Cat lovers bring tourism boost to Taiwan village, as feline residents revive once-flourishing mining town

Houtong, in Ruifang – west of the capital Taipei – was originally called “monkey cave.” During the 20th century, the area led Taiwan’s coal production – with 220,000 tons clawed from the earth each year. It spurred a population boom peaking at around 6,000.

But young residents emigrated as the industry faded in the 1990s, leaving fewer than 100 villagers as the job market dried up.

That was until 2008, when a local resident and photographer – Peggy Chien – began to take in abandoned cats. Her efforts, showcased on Flickr, won over cat lovers across the island. HKFP reports that the influx of more furry friends helped rejuvenate the declining village.

Today, the village is a tourist magnet, and home to cat-themed cafes, shops peddling feline fare, crumbling relics of the village’s industrial past, and places to relax.

Philippines lags Southeast Asian neighbors in smart tourism index

The Philippines lags behind some of its Southeast Asian neighbors in terms of readiness in developing smart tourism ecosystems, hampered by high internet costs and accessibility issues in rural areas, the Asian Development Bank (ADB) said in BusinessWorld.

In a report entitled “Smart Tourism Ecosystem Development Readiness in Southeast Asia,” the Philippines received an average readiness score of 56. A score of 100 indicates a country’s ability to adopt an enabling environment for smart tourism.

Among six Association of Southeast Asian Nations (ASEAN) members in the index, the Philippines ranked fourth, behind Thailand (72), Vietnam (67) and Indonesia (66).

The Philippines was ahead of Laos (53) and Cambodia (50).

“Despite national tourism policies prioritizing digitalization backed by strong tourist and industry demand, smart tourism ecosystem development in Southeast Asia is constrained by insufficient finance and limited digital skills, urban-rural digital divides, and an evolving legal and digital policy environment,” the ADB said in the report.

Shaolin-Bokator event more than a tourism draw card, ‘cultural diplomacy breakthrough’

A senior government leader has described the Kingdom’s latest joint tourism venture as more than a spectacular event, but a symbol of well-planned Cambodian tourism and diplomatic strategies aimed at fostering deeper ties with China.

As he addressed the 24th April grand opening of the “When Shaolin Meets Bokator at Angkor”, Minister of Tourism Sok Soken explained that the occasion was more than a display of cultural heritage; it was a strategic move reinforcing the “Cambodia-China People-to-People Exchange Year 2024”.
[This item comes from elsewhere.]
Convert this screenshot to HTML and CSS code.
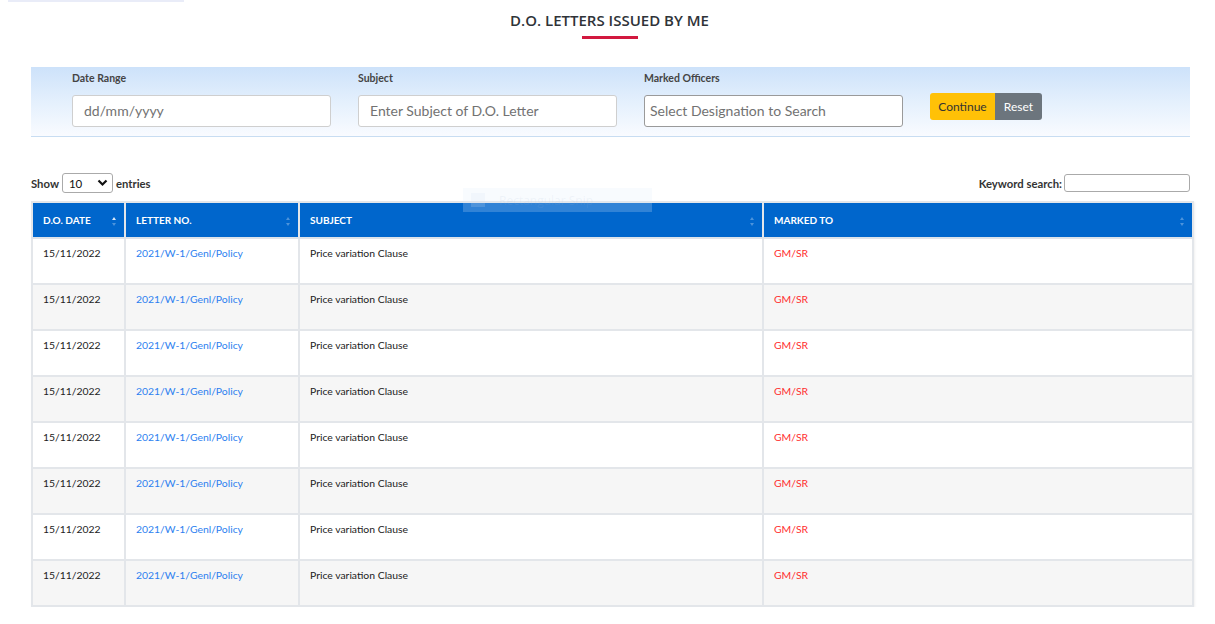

Held against the backdrop of the iconic Bayon Temple in Siem Reap province’s Angkor Archaeological Park, the event was chaired by the minister and attended by Sun Shougang, vice-governor of China’s Henan province, and Yun Linne, deputy governor of Siem Reap province, according to the Phnom Penh Post.

During his speech, Soken emphasised the profound cultural, traditional, and diplomatic relations shared between Cambodia and China, highlighting that such cultural exchanges are pivotal to the ongoing “Belt and Road Initiative” and the strengthening of socio-economic bonds between the two nations.